以短视频平台“应知”用户直接侵权的认定为例,我们应该根据该平台的性质和经营模式来判断其注意义务的高低,在此基础上进一步探讨短视频的展示方法,如是否设置了榜单、专区等,判断平台是否“应知”用户侵权。在评估短视频平台的侵权责任和赔偿金额时,除了要考虑权利作品的知名度、市场影响、视频数量、时长和点击率等因素外,还需要特别注意短视频平台的功能、性质、对权利作品的替代程度、权利人将作品以短视频形式对外授权的可能性,以及其与影视剧完整内容授权的差异、平台间接获得收益的可能性等。无论是判断涉案作品是否处于可获得的结果和状态还是被诉侵权主体使用作品的行为是否属于合理使用情形,始终需要结合个案案情所涉及的具体行为和实际结果来严格认定[6]。
(二) 短视频侵权案件适用法定赔偿时,应结合不同因素综合考量
与一般的影视作品侵权行为相比,短视频中的侵权行为在本质上有着显著的不同。在这类案件中,涉及的侵权视频通常篇幅较短,长度多为几十秒到几分钟,被利用的权利作品也往往是以片段的形式展现。这些片段的呈现方式多种多样,有的是纯粹截取权利作品来展现其中的内容情节,有的则通过剪辑、添加旁白解说,甚至还融入了讽刺和模仿的手法。对于这些最后生成的视频内容是否构成侵权,以及应当承担的侵权责任,都需要根据每一起案件的具体状况来作出判断。
此外,在判断时,除了要考虑权利作品的知名度、市场影响力,以及涉案短视频的数量、时长、点击量等常见因素外,对于短视频平台帮助侵权案件中侵权责任和赔偿额的判定,还需要特别关注不同短视频平台的功能、性质、对权利作品的替代程度、权利人将权利作品以短视频方式对外授权的可能性,以及其与影视剧完整内容授权之间的差异、平台间接获得收益的可能性等多方面因素。

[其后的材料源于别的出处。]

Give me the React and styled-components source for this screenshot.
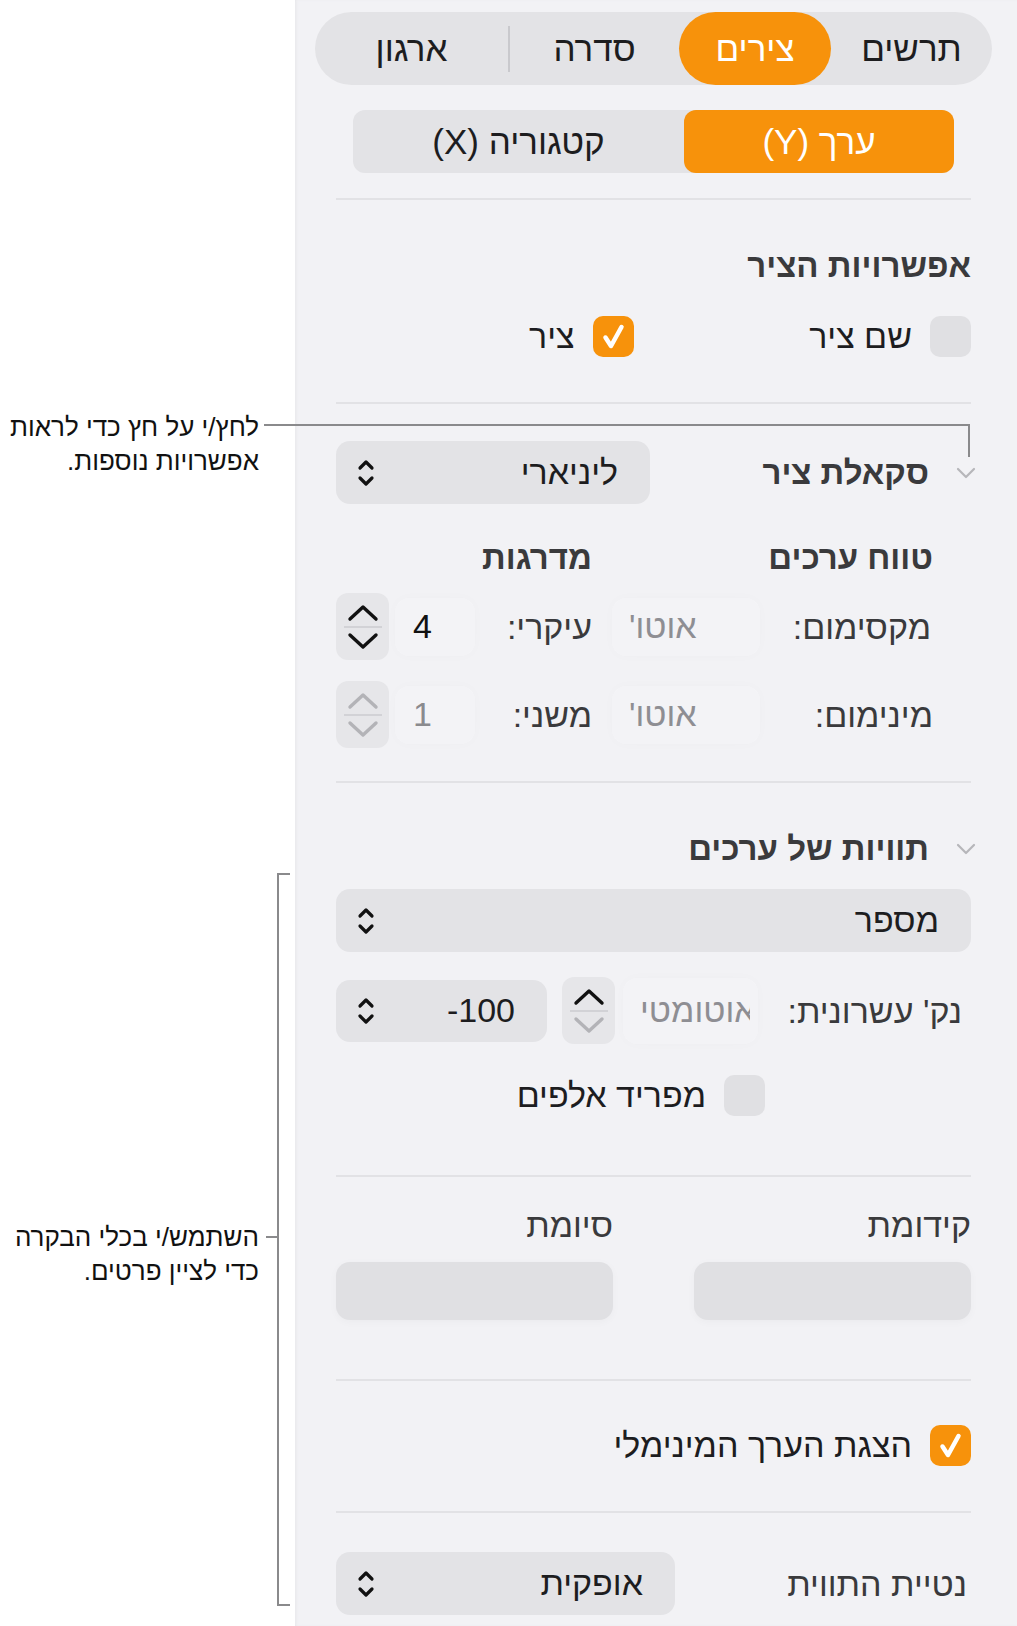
import styled, { createGlobalStyle } from "styled-components";

const GlobalStyle = createGlobalStyle`
  html, body {
    margin: 0;
    padding: 0;
    background: #ffffff;
  }
  body {
    font-family: "Liberation Sans", "DejaVu Sans", Arial, sans-serif;
  }
`;

const ORANGE = "#f7920b";
const CONTROL = "#e3e3e6";
const INK = "#1d1d1f";
const MUTED = "#3a3a3c";

const Page = styled.div`
  position: relative;
  display: flex;
  width: 1017px;
  height: 1626px;
  overflow: hidden;
  background: #fff;
`;

/* ---------- left annotations ---------- */

const Notes = styled.div`
  width: 295px;
  flex: none;
  box-sizing: border-box;
  padding-right: 36px;
  display: flex;
  flex-direction: column;
  direction: rtl;
`;

const Note = styled.div`
  margin-top: ${(p) => p.$gap}px;
  font-size: 26px;
  line-height: 34px;
  color: #111;
  text-align: right;
  white-space: nowrap;
`;

const Leader = styled.div`
  position: absolute;
  background: #8a8a8c;
  left: ${(p) => p.$x}px;
  top: ${(p) => p.$y}px;
  width: ${(p) => p.$w}px;
  height: ${(p) => p.$h}px;
`;

const Bracket = styled.div`
  position: absolute;
  left: 277px;
  top: 873px;
  width: 11px;
  height: 729px;
  border: 2px solid #8a8a8c;
  border-right: none;
`;

/* ---------- inspector panel ---------- */

const Panel = styled.div`
  flex: 1;
  direction: rtl;
  box-sizing: border-box;
  padding: 12px 46px 0 41px;
  background: #f2f2f5;
  box-shadow: inset 2px 0 3px -1px #e6e6e9;
`;

const Tabs = styled.div`
  display: flex;
  align-items: center;
  height: 73px;
  margin: 0 -21px;
  border-radius: 37px;
  background: ${CONTROL};
`;

const Tab = styled.div`
  width: ${(p) => p.$w}px;
  height: 100%;
  display: flex;
  align-items: center;
  justify-content: center;
  border-radius: 37px;
  font-size: 35px;
  color: ${(p) => (p.$on ? "#fff" : INK)};
  background: ${(p) => (p.$on ? ORANGE : "transparent")};
`;

const TabSep = styled.div`
  width: 2px;
  height: 46px;
  background: #c9c9cd;
`;

const AxisSwitch = styled.div`
  display: grid;
  grid-template-columns: 270px 1fr;
  height: 63px;
  margin: 25px 17px 0;
  border-radius: 12px;
  background: ${CONTROL};
`;

const AxisOption = styled.div`
  display: flex;
  align-items: center;
  justify-content: center;
  border-radius: 12px;
  font-size: 35px;
  color: ${(p) => (p.$on ? "#fff" : INK)};
  background: ${(p) => (p.$on ? ORANGE : "transparent")};
`;

const Rule = styled.div`
  height: 2px;
  margin-top: ${(p) => p.$gap}px;
  background: #e2e2e5;
`;

const Heading = styled.div`
  margin-top: ${(p) => p.$gap || 0}px;
  padding-right: ${(p) => p.$inset || 0}px;
  font-size: 33px;
  line-height: 40px;
  font-weight: 700;
  color: ${MUTED};
  white-space: nowrap;
`;

const Label = styled.div`
  padding-right: ${(p) => p.$inset || 0}px;
  font-size: 34px;
  line-height: 40px;
  color: ${(p) => p.$color || MUTED};
  white-space: nowrap;
`;

const CheckRow = styled.div`
  display: grid;
  grid-template-columns: ${(p) => p.$cols || "1fr"};
  column-gap: 40px;
  margin-top: ${(p) => p.$gap}px;
  padding-right: ${(p) => p.$inset || 0}px;
`;

const CheckItem = styled.div`
  display: flex;
  align-items: center;
  gap: 18px;
  height: 42px;
`;

const Box = styled.div`
  width: 41px;
  height: 41px;
  flex: none;
  border-radius: 10px;
  display: flex;
  align-items: center;
  justify-content: center;
  background: ${(p) => (p.$on ? ORANGE : "#e0e0e3")};
`;

const Row = styled.div`
  display: flex;
  align-items: center;
  justify-content: space-between;
  height: ${(p) => p.$h}px;
  margin-top: ${(p) => p.$gap}px;
`;

const HeadGroup = styled.div`
  display: flex;
  align-items: center;
  gap: 27px;
  margin-right: -5px;
`;

const Popup = styled.div`
  width: ${(p) => (p.$w ? `${p.$w}px` : "100%")};
  height: ${(p) => p.$h || 63}px;
  justify-self: end;
  box-sizing: border-box;
  flex: none;
  display: flex;
  align-items: center;
  justify-content: space-between;
  padding: 0 32px 0 21px;
  border-radius: 14px;
  background: ${CONTROL};
  font-size: 34px;
  color: ${INK};
`;

const Ltr = styled.span`
  direction: ltr;
  unicode-bidi: isolate;
`;

const RangeGrid = styled.div`
  display: grid;
  grid-template-columns: 211px 148px 137px 80px 59px;
  grid-auto-rows: ${(p) => p.$rowH}px;
  row-gap: 21px;
  align-items: center;
  margin-top: ${(p) => p.$gap}px;
`;

const Field = styled.div`
  height: ${(p) => p.$h || 58}px;
  box-sizing: border-box;
  display: flex;
  align-items: center;
  direction: ltr;
  padding-left: ${(p) => p.$pad || 16}px;
  padding-right: 8px;
  border-radius: 14px;
  background: rgba(255, 255, 255, 0.14);
  box-shadow: 0 0 12px rgba(0, 0, 0, 0.02);
  font-size: 34px;
  color: ${(p) => p.$color || "#8e8e93"};
`;

const Clip = styled.span`
  flex: 1;
  overflow: hidden;
  white-space: nowrap;
`;

const FieldText = styled.span`
  direction: rtl;
  unicode-bidi: isolate;
`;

const Stepper = styled.div`
  width: 53px;
  height: 67px;
  justify-self: end;
  flex: none;
  box-sizing: border-box;
  display: flex;
  flex-direction: column;
  align-items: center;
  justify-content: center;
  gap: 4px;
  border-radius: 12px;
  background: #e6e6e9;
  color: ${(p) => (p.$off ? "#b3b3b7" : "#111")};
`;

const StepRule = styled.div`
  width: 38px;
  height: 2px;
  background: #d2d2d6;
`;

const StepDown = styled.span`
  display: flex;
  color: ${(p) => (p.$off ? "#b3b3b7" : "inherit")};
`;

const DecimalRow = styled.div`
  display: grid;
  grid-template-columns: 213px 135px 61px 226px;
  align-items: center;
  height: 67px;
  margin-top: 25px;
`;

const AffixGrid = styled.div`
  display: grid;
  grid-template-columns: 277px 277px;
  justify-content: space-between;
  row-gap: 17px;
  margin-top: 28px;
`;

const AffixBox = styled.div`
  height: 58px;
  border-radius: 14px;
  background: #e0e0e3;
  box-shadow: 0 2px 8px rgba(0, 0, 0, 0.03);
`;

/* ---------- icons ---------- */

const UpDown = () => (
  <svg width="18" height="30" viewBox="0 0 18 30" fill="none" stroke="#111" strokeWidth="3.2" strokeLinecap="round" strokeLinejoin="round">
    <path d="M3 10 L9 4 L15 10" />
    <path d="M3 20 L9 26 L15 20" />
  </svg>
);

const Chevron = ({ up }) => (
  <svg width="32" height="18" viewBox="0 0 32 18" fill="none" stroke="currentColor" strokeWidth="3.4" strokeLinecap="round" strokeLinejoin="round">
    <path d={up ? "M3 15 L16 3 L29 15" : "M3 3 L16 15 L29 3"} />
  </svg>
);

const Disclosure = () => (
  <svg width="20" height="12" viewBox="0 0 20 12" fill="none" stroke="#b6b6ba" strokeWidth="2.2" strokeLinecap="round" strokeLinejoin="round">
    <path d="M2 2 L10 10 L18 2" />
  </svg>
);

const Tick = () => (
  <svg width="41" height="41" viewBox="0 0 41 41" fill="none" stroke="#fff" strokeWidth="4.5" strokeLinecap="round" strokeLinejoin="round">
    <path d="M12.5 21.5 L18 30 L28.5 11" />
  </svg>
);

const Check = ({ on, label }) => (
  <CheckItem>
    <Box $on={on}>{on && <Tick />}</Box>
    <Label $color={INK}>{label}</Label>
  </CheckItem>
);

const Step = ({ off, downOff }) => (
  <Stepper $off={off}>
    <Chevron up />
    <StepRule />
    <StepDown $off={downOff}>
      <Chevron />
    </StepDown>
  </Stepper>
);

export default function App() {
  return (
    <Page>
      <GlobalStyle />
      <Notes>
        <Note $gap={410}>
          לחץ/י על חץ כדי לראות
          <br />
          אפשרויות נוספות.
        </Note>
        <Note $gap={742}>
          השתמש/י בכלי הבקרה
          <br />
          כדי לציין פרטים.
        </Note>
      </Notes>

      <Panel>
        <Tabs>
          <Tab $w={161}>תרשים</Tab>
          <Tab $w={152} $on>צירים</Tab>
          <Tab $w={169}>סדרה</Tab>
          <TabSep />
          <Tab $w={193}>ארגון</Tab>
        </Tabs>

        <AxisSwitch>
          <AxisOption $on>ערך (Y)</AxisOption>
          <AxisOption>קטגוריה (X)</AxisOption>
        </AxisSwitch>

        <Rule $gap={25} />

        <Heading $gap={46}>אפשרויות הציר</Heading>
        <CheckRow $gap={29} $cols="1fr 1fr">
          <Check label="שם ציר" />
          <Check on label="ציר" />
        </CheckRow>

        <Rule $gap={45} />

        <Row $h={63} $gap={37}>
          <HeadGroup>
            <Disclosure />
            <Heading>סקאלת ציר</Heading>
          </HeadGroup>
          <Popup $w={314}>
            <span>ליניארי</span>
            <UpDown />
          </Popup>
        </Row>

        <RangeGrid $gap={34} $rowH={40}>
          <Heading $inset={38}>טווח ערכים</Heading>
          <span />
          <Heading $inset={20}>מדרגות</Heading>
        </RangeGrid>

        <RangeGrid $gap={15} $rowH={67}>
          <Label $inset={40}>מקסימום:</Label>
          <Field $pad={17}>
            <FieldText>אוטו'</FieldText>
          </Field>
          <Label $inset={20}>עיקרי:</Label>
          <Field $pad={18} $color="#111">4</Field>
          <Step />

          <Label $inset={38}>מינימום:</Label>
          <Field $pad={17}>
            <FieldText>אוטו'</FieldText>
          </Field>
          <Label $inset={20}>משני:</Label>
          <Field $pad={18} $color="#8a8a8e">1</Field>
          <Step off downOff />
        </RangeGrid>

        <Rule $gap={33} />

        <Row $h={40} $gap={46}>
          <HeadGroup>
            <Disclosure />
            <Heading>תוויות של ערכים</Heading>
          </HeadGroup>
        </Row>

        <Row $h={63} $gap={20}>
          <Popup>
            <span>מספר</span>
            <UpDown />
          </Popup>
        </Row>

        <DecimalRow>
          <Label $inset={9}>נק' עשרונית:</Label>
          <Field $pad={17} $h={66}>
            <Clip>
              <FieldText>אוטומטי</FieldText>
            </Clip>
          </Field>
          <Step downOff />
          <Popup $w={211} $h={62}>
            <Ltr>-100</Ltr>
            <UpDown />
          </Popup>
        </DecimalRow>

        <CheckRow $gap={30} $inset={206}>
          <Check label="מפריד אלפים" />
        </CheckRow>

        <Rule $gap={59} />

        <AffixGrid>
          <Label>קידומת</Label>
          <Label>סיומת</Label>
          <AffixBox />
          <AffixBox />
        </AffixGrid>

        <Rule $gap={59} />

        <CheckRow $gap={43}>
          <Check on label="הצגת הערך המינימלי" />
        </CheckRow>

        <Rule $gap={45} />

        <Row $h={63} $gap={39}>
          <Label $inset={4}>נטיית התווית</Label>
          <Popup $w={339}>
            <span>אופקית</span>
            <UpDown />
          </Popup>
        </Row>
      </Panel>

      <Leader $x={264} $y={424} $w={706} $h={2} />
      <Leader $x={968} $y={424} $w={2} $h={33} />
      <Bracket />
      <Leader $x={266} $y={1236} $w={12} $h={2} />
    </Page>
  );
}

例如,在上海新创华文化发展有限公司诉杭州秀秀科技有限公司侵害作品信息网络传播权纠纷案中,《名侦探柯南》完整剧集的对外授权金额较高,也具有较强市场影响力。从配音秀平台的功能和性质来看,用户上传的主要目的是为其他用户配音,使用或观看涉案视频不能完全替代原作,因此不能直接以原告提供的对外授权金额作为主要的参考因素。考虑到平台的盈利情况,本案并没有确凿的证据表明配音秀是通过与案件相关的视频传播直接获得利润的。然而,这些视频确实为配音秀带来了一定的流量。结合平台上存在的VIP充值、钻石购买、金币兑换和积分商城等多种运营模式,被告有可能通过涉案视频间接获利4。
(三) 完善原则性条款的适用规则,确保公正司法
对于“转换性使用”等我国实证法尚未明文规定的原则性条款,法院在适用时需要采取充分解释原则。对该原则性条款适用的理由、具体步骤、关键构成要件进行说明。并且尤其需要注意与我国既定的原则性认定标准相结合。充分解释原则能够确保非成文法的适用具备科学性和合理性[7]。在司法实践中,法官应通过对法律条文、立法目的、法律精神以及相关法律原则的综合分析,来准确把握非成文法条款的内涵和外延。这不仅有助于避免机械适用法律,更能保证法律适用的公正性和一致性。同时,对于适用非原则性条款较为成功的案件,最高人民法院可酌情发布指导性案例,确保司法判决的一致性。对于《著作权法(2020修正)》所体现的“三步检验法”原则,亦应通过发布相关司法解释予以完善。
5. 结语
随着数字经济的不断发展以及短视频市场的蒸蒸日上,完善短视频侵权案件中合理使用制度的适用在未来很长一段时间都将是颇具讨论价值的议题。合理使用条款的科学适用是一个动态且持续改进的过程。随着法律制度的不断完善和司法实践的深入,相信合理使用制度将在平衡著作权人与公共利益方面发挥更大的作用,从而推动短视频行业的规范化和可持续发展。这不仅是法律体系的进步,也是实现数字经济高质量发展的重要体现。
NOTES
1参见北京互联网法院(2022)京0491民初4939号民事判决书。
2参见四川省成都市中级人民法院(2021)川01民终18361号民事判决书。
3参见重庆市第一中级人民法院(2021)渝01民终12781号民事判决书。
4参见上海市浦东新区人民法院(2021)沪0115民初25717号民事判决书。